Add noisy rows of leery barrow-boy traders at Stratton Oakmont extracting large sums of money from people ill-equipped to deal with share trading.
Pump and dump the chop stock, as the scam theory goes.
Buy the cheap share illegally, inflate its price, sell it to the ignorant and then sell your own now inflated price shares before the price tumbles. Easy money in the unregulated '80s.
Interestingly, we don't get to see the actual punters, except in the sense that the early recruits to the firm could have all been punters themselves. Tire salesmen*, furniture shop workers. Maybe it needed a postman as well.
The style of the movie remanded me of Goodfellas with lead character Jordan narrating his point of view, sometimes to camera, and even a drug addled scene reminiscent of the helicopter part when Henry Hill is cooking the ziti.
There's a helicopter in this movie too, at one time parked badly by di Caprio and later receiving a Titanic fate.
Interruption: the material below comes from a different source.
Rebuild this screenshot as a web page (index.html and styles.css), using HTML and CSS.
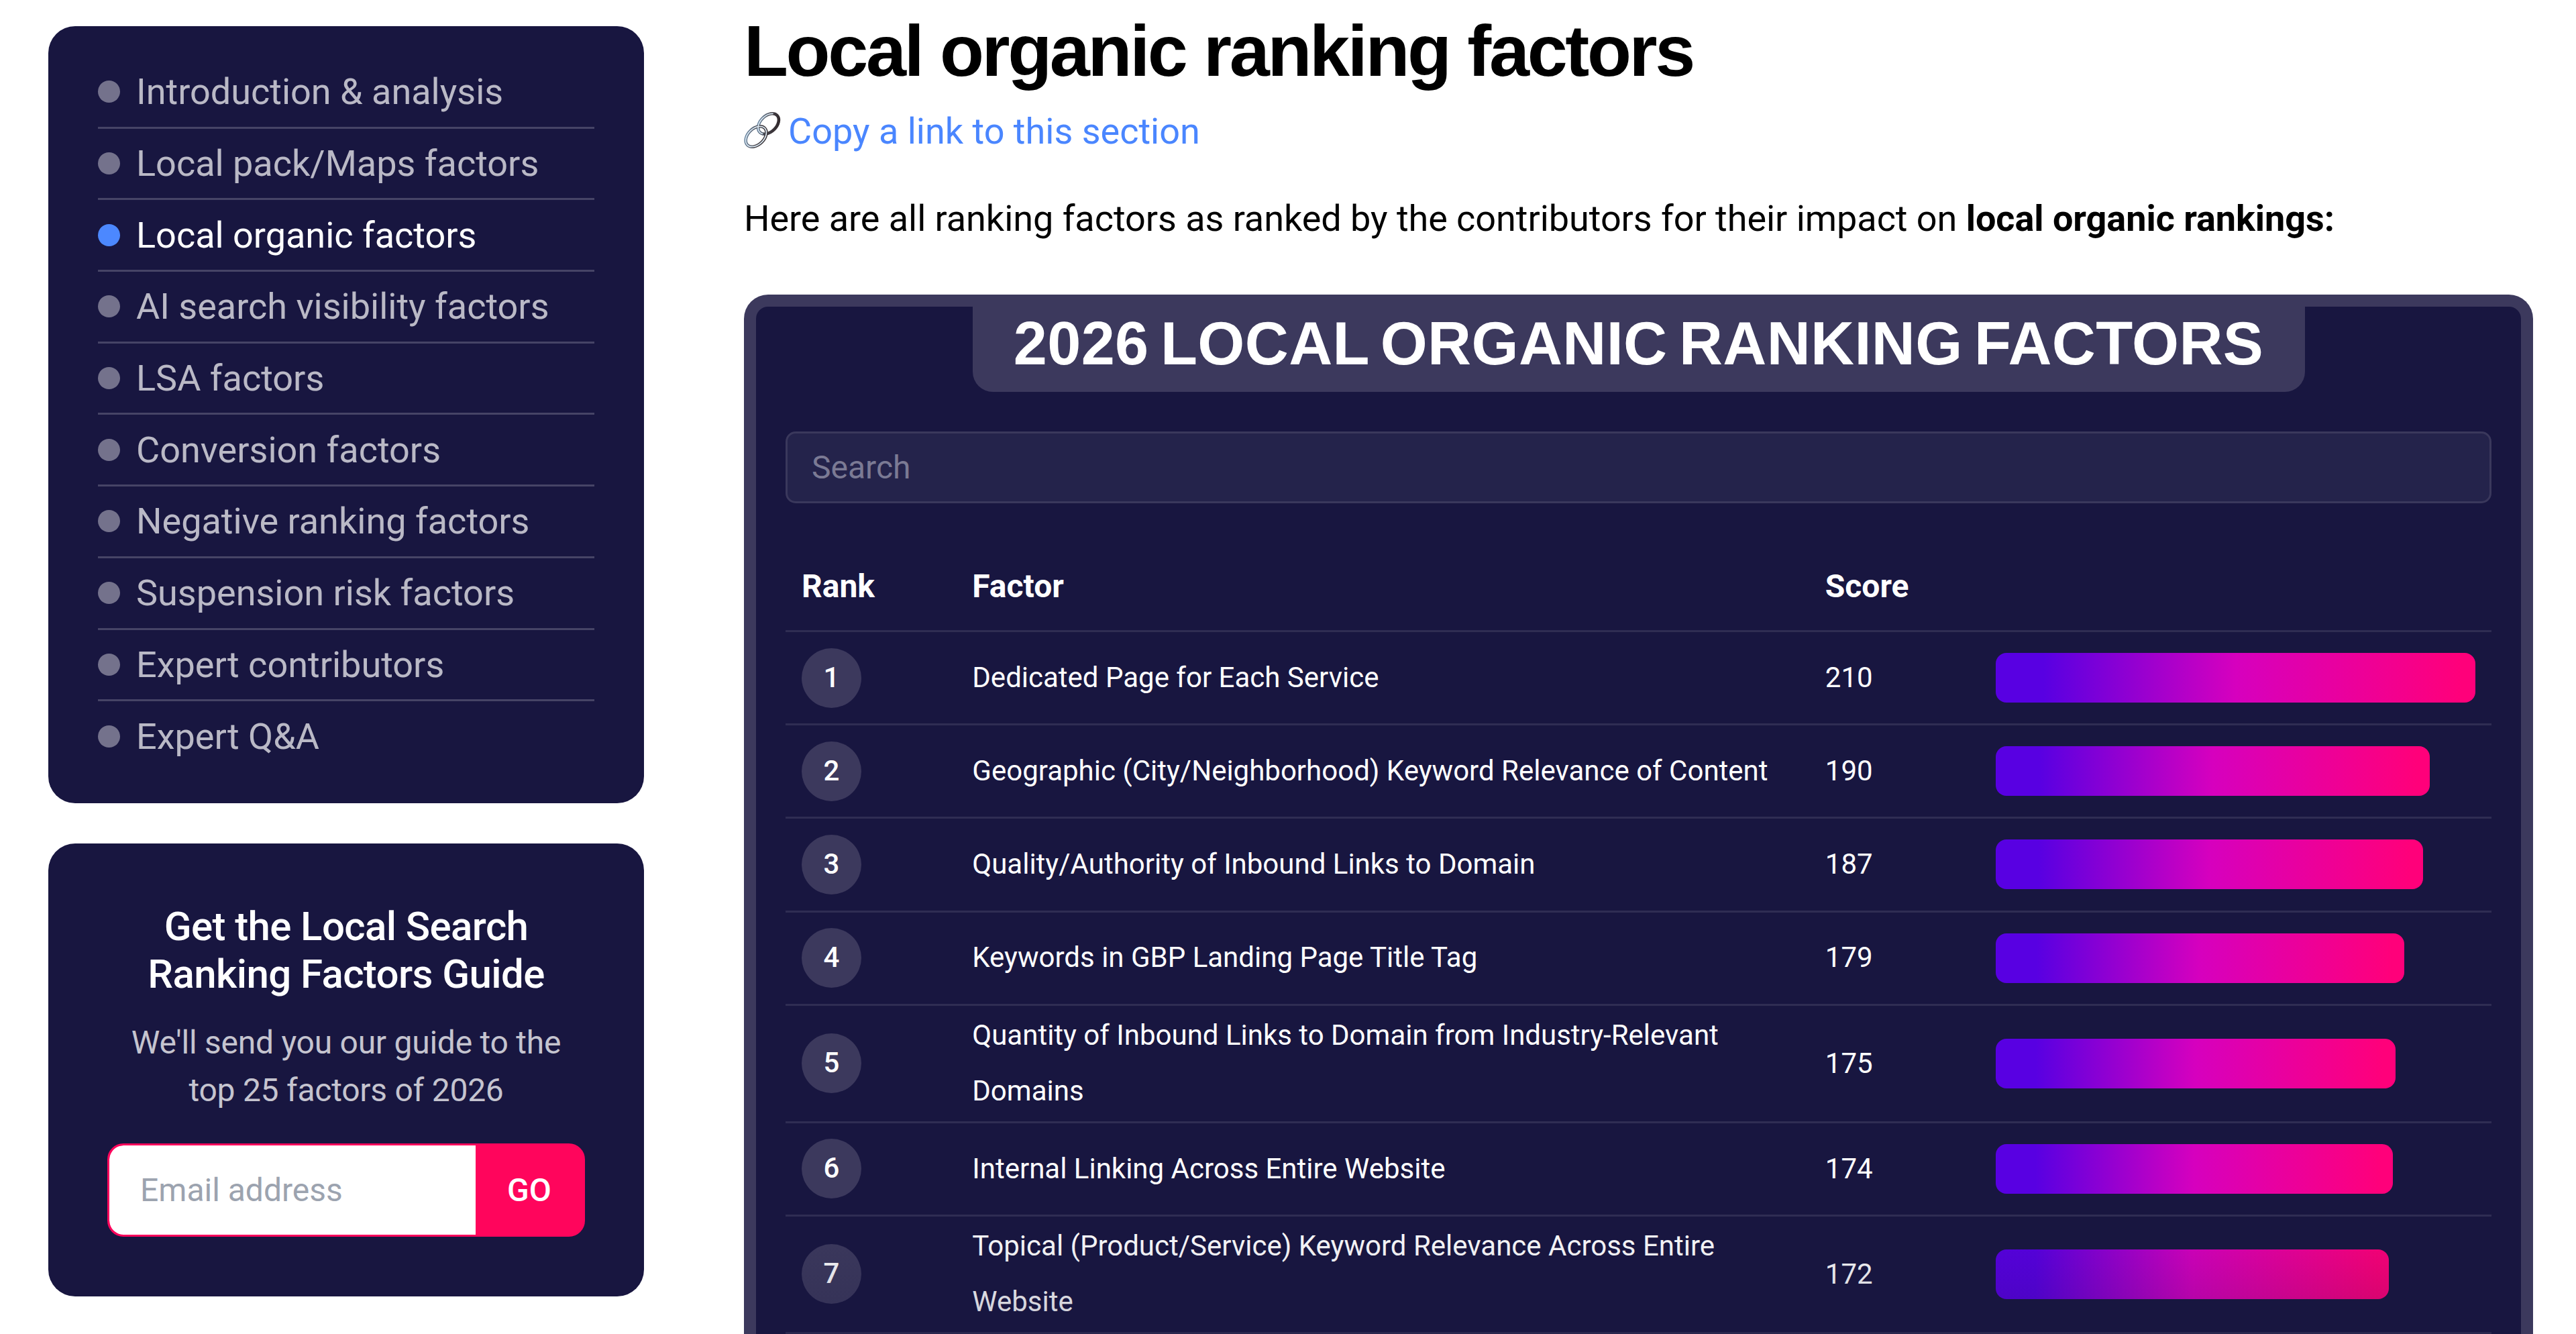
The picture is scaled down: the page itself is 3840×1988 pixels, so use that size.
FILE: index.html
```html
<!DOCTYPE html>
<html lang="en">
<head>
    <meta charset="UTF-8">
    <meta name="viewport" content="width=device-width, initial-scale=1.0">
    <title>Local Search Ranking Factors</title>
    <link rel="stylesheet" href="styles.css">
</head>
<body>
    <div class="page">
        <aside class="sidebar">
            <nav class="toc">
                <ul>
                    <li>Introduction &amp; analysis</li>
                    <li>Local pack/Maps factors</li>
                    <li class="active">Local organic factors</li>
                    <li>AI search visibility factors</li>
                    <li>LSA factors</li>
                    <li>Conversion factors</li>
                    <li>Negative ranking factors</li>
                    <li>Suspension risk factors</li>
                    <li>Expert contributors</li>
                    <li>Expert Q&amp;A</li>
                </ul>
            </nav>
            <section class="signup">
                <h3>Get the Local Search<br>Ranking Factors Guide</h3>
                <p>We'll send you our guide to the<br>top 25 factors of 2026</p>
                <form class="signupForm">
                    <input type="email" placeholder="Email address">
                    <button type="button">GO</button>
                </form>
            </section>
        </aside>
        <main class="content">
            <h2>Local organic ranking factors</h2>
            <a class="copyLink">
                <svg viewBox="0 0 54 60" fill="none">
                    <defs>
                        <linearGradient id="metal" x1="0" y1="0" x2="1" y2="1">
                            <stop offset="0" stop-color="#6f93b5"/>
                            <stop offset="0.5" stop-color="#45434a"/>
                            <stop offset="1" stop-color="#2c2224"/>
                        </linearGradient>
                    </defs>
                    <g stroke="url(#metal)" stroke-width="4.6">
                        <ellipse cx="36.5" cy="19.5" rx="18" ry="12" transform="rotate(-44 36.5 19.5)"/>
                        <ellipse cx="18" cy="38.5" rx="18" ry="12" transform="rotate(-44 18 38.5)"/>
                    </g>
                    <g stroke="#d9e6f0" stroke-width="1.8">
                        <ellipse cx="36.5" cy="19.5" rx="18" ry="12" transform="rotate(-44 36.5 19.5)" stroke-dasharray="46 50" stroke-dashoffset="-42"/>
                        <ellipse cx="18" cy="38.5" rx="18" ry="12" transform="rotate(-44 18 38.5)"/>
                    </g>
                </svg>
                <span>Copy a link to this section</span>
            </a>
            <p class="intro">Here are all ranking factors as ranked by the contributors for their impact on <b>local organic rankings:</b></p>
            <section class="panel">
                <h3 class="panelTitle">2026 LOCAL ORGANIC RANKING FACTORS</h3>
                <input class="search" type="text" placeholder="Search">
                <div class="row head">
                    <div>Rank</div>
                    <div>Factor</div>
                    <div>Score</div>
                    <div></div>
                </div>
                <div class="rows"></div>
                <div class="fade"></div>
            </section>
        </main>
    </div>
    <script>
        const factors = [
            { name: "Dedicated Page for Each Service", score: 210 },
            { name: "Geographic (City/Neighborhood) Keyword Relevance of Content", score: 190 },
            { name: "Quality/Authority of Inbound Links to Domain", score: 187 },
            { name: "Keywords in GBP Landing Page Title Tag", score: 179 },
            { name: "Quantity of Inbound Links to Domain from Industry-Relevant Domains", score: 175 },
            { name: "Internal Linking Across Entire Website", score: 174 },
            { name: "Topical (Product/Service) Keyword Relevance Across Entire Website", score: 172 }
        ];
        const maxScore = factors[0].score;
        let rows = document.querySelector(".rows");
        factors.forEach((item, i) => {
            const width = (item.score / maxScore * 100).toFixed(2);
            rows.innerHTML += `
                <div class="row">
                    <div><span class="rank">${i + 1}</span></div>
                    <div>${item.name}</div>
                    <div>${item.score}</div>
                    <div><div class="bar" style="width:${width}%"></div></div>
                </div>`;
        });
    </script>
</body>
</html>
```
FILE: styles.css
```css
*{
    box-sizing: border-box;
    margin: 0;
    padding: 0;
}
body{
    background-color: #fff;
    color: #000;
    font-family: Roboto, Arial, sans-serif;
    font-size: 54px;
}
input, button{
    font-family: inherit;
    font-size: 48px;
    border: none;
    outline: none;
}
.page{
    display: flex;
    gap: 149px;
    height: 100vh;
    padding: 0 64px 0 72px;
    overflow: hidden;
}

/* sidebar */
.sidebar{
    width: 888px;
    flex-shrink: 0;
    display: flex;
    flex-direction: column;
    gap: 60px;
    padding-top: 39px;
}
.toc, .signup{
    background-color: #181640;
    border-radius: 40px;
}
.toc{
    padding: 46px 74px 45px;
}
.toc ul{
    list-style: none;
}
.toc li{
    display: flex;
    align-items: center;
    gap: 24px;
    height: 106.7px;
    color: rgba(255, 255, 255, 0.7);
    border-bottom: 3px solid rgba(255, 255, 255, 0.2);
}
.toc li::before{
    content: "";
    width: 33px;
    height: 33px;
    border-radius: 50%;
    background-color: #74728c;
}
.toc li:last-child{
    border-bottom-color: transparent;
}
.toc li.active{
    color: #fff;
}
.toc li.active::before{
    background-color: #4c88ff;
}
.signup{
    padding: 88px 88px 89px;
    text-align: center;
    color: #fff;
}
.signup h3{
    font-size: 60px;
    font-weight: 500;
    line-height: 71px;
    letter-spacing: -0.6px;
}
.signup p{
    margin: 31px 0 44px;
    font-size: 48px;
    line-height: 71px;
    letter-spacing: -0.25px;
    color: rgba(255, 255, 255, 0.75);
}
.signupForm{
    display: flex;
    height: 139px;
    border: 3px solid #ff055c;
    border-radius: 24px;
    background-color: #ff055c;
    overflow: hidden;
}
.signupForm input{
    flex: 1;
    min-width: 0;
    padding-left: 46px;
    background-color: #fff;
    border-radius: 21px 0 0 21px;
}
.signupForm input::placeholder{
    color: #9ca3af;
}
.signupForm button{
    width: 160px;
    background-color: #ff055c;
    color: #fff;
    font-weight: 500;
}

/* main column */
.content{
    flex: 1;
    display: flex;
    flex-direction: column;
    padding-top: 16px;
}
.content h2{
    font-family: "Liberation Sans", Arial, sans-serif;
    font-size: 108px;
    line-height: 120px;
    letter-spacing: -3.36px;
    white-space: nowrap;
}
.copyLink{
    display: flex;
    align-items: center;
    gap: 12px;
    height: 86px;
    margin-top: 16px;
    color: #4a86ff;
}
.copyLink svg{
    width: 54px;
    height: 60px;
    overflow: visible;
}
.intro{
    margin-top: 45px;
    line-height: 86px;
    letter-spacing: -0.05px;
}
/* runs on under the fold, so no bottom edge */
.panel{
    position: relative;
    flex: 1;
    min-height: 0;
    margin-top: 70px;
    padding: 0 44px;
    border: 18px solid #3c395d;
    border-bottom: none;
    border-radius: 36px 36px 0 0;
    background-color: #181640;
    color: #fff;
    overflow: hidden;
}
.panelTitle{
    width: 1986px;
    height: 127px;
    margin: 0 auto;
    border-radius: 0 0 30px 30px;
    background-color: #3c395d;
    font-family: "Liberation Sans", Arial, sans-serif;
    font-size: 90px;
    line-height: 111px;
    letter-spacing: 0.4px;
    word-spacing: -8px;
    text-align: center;
    white-space: nowrap;
}
.search{
    display: block;
    width: 100%;
    height: 107px;
    margin-top: 59px;
    padding: 0 36px;
    border: 3px solid #3a385c;
    border-radius: 15px;
    background-color: #24234b;
    color: #fff;
}
.search::placeholder{
    color: #7b7a94;
}
.row{
    display: grid;
    grid-template-columns: 10% 50% 10% 30%;
    align-items: center;
    min-height: 139.2px;
    border-bottom: 3px solid #2f2d53;
    font-size: 42px;
    line-height: 82.5px;
}
.row > div{
    padding: 3.5px 24px;
}
.head{
    min-height: 133px;
    margin-top: 59px;
    font-size: 48px;
    font-weight: 700;
}
.rank{
    display: block;
    width: 89px;
    height: 89px;
    border-radius: 50%;
    background-color: #3c395d;
    font-weight: 500;
    line-height: 88px;
    text-align: center;
}
.bar{
    height: 74px;
    border-radius: 16px;
    background: linear-gradient(90deg, #5800e2 10%, #d600be 50%, #ff007a 97%);
}
/* bottom of the table fades out */
.fade{
    position: absolute;
    top: 1356px;
    left: 44px;
    right: 44px;
    bottom: 0;
    background: linear-gradient(rgba(24, 22, 64, 0), #181640 740px);
}
```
Like everything else in the film, you just know that a boat trip from a glassy sun drenched Portofino to the 200km distant Monaco can only have one type of weather. Excess. Oh yes. 100 foot waves that would do the North Sea proud.
But that's to quibble. And they could always throw a party on the rescue boat.
I enjoyed the film for it's melodramatic portrayal of the excess. There were a few extemporised scenes that ran too long and could have sliced some time from the around 3 hour run time. There wasn't a lot to like about the di Caprio character, whose real-life counterpart makes a small appearance at the end of the movie.
It also illustrated the worrying sales culture trend to extract money from punters at all times. What's the business being bought or sold? Don't know, don't care. Gimme your money. Want to cash in? Don't care. Gimme some more of your money.
Boiler room scams persist to this day. They've just got the internet and ACD (Automatic call dialling) to ramp them up from those early days.
Oh, and the real Jordan Belfort to help get the sales lines right.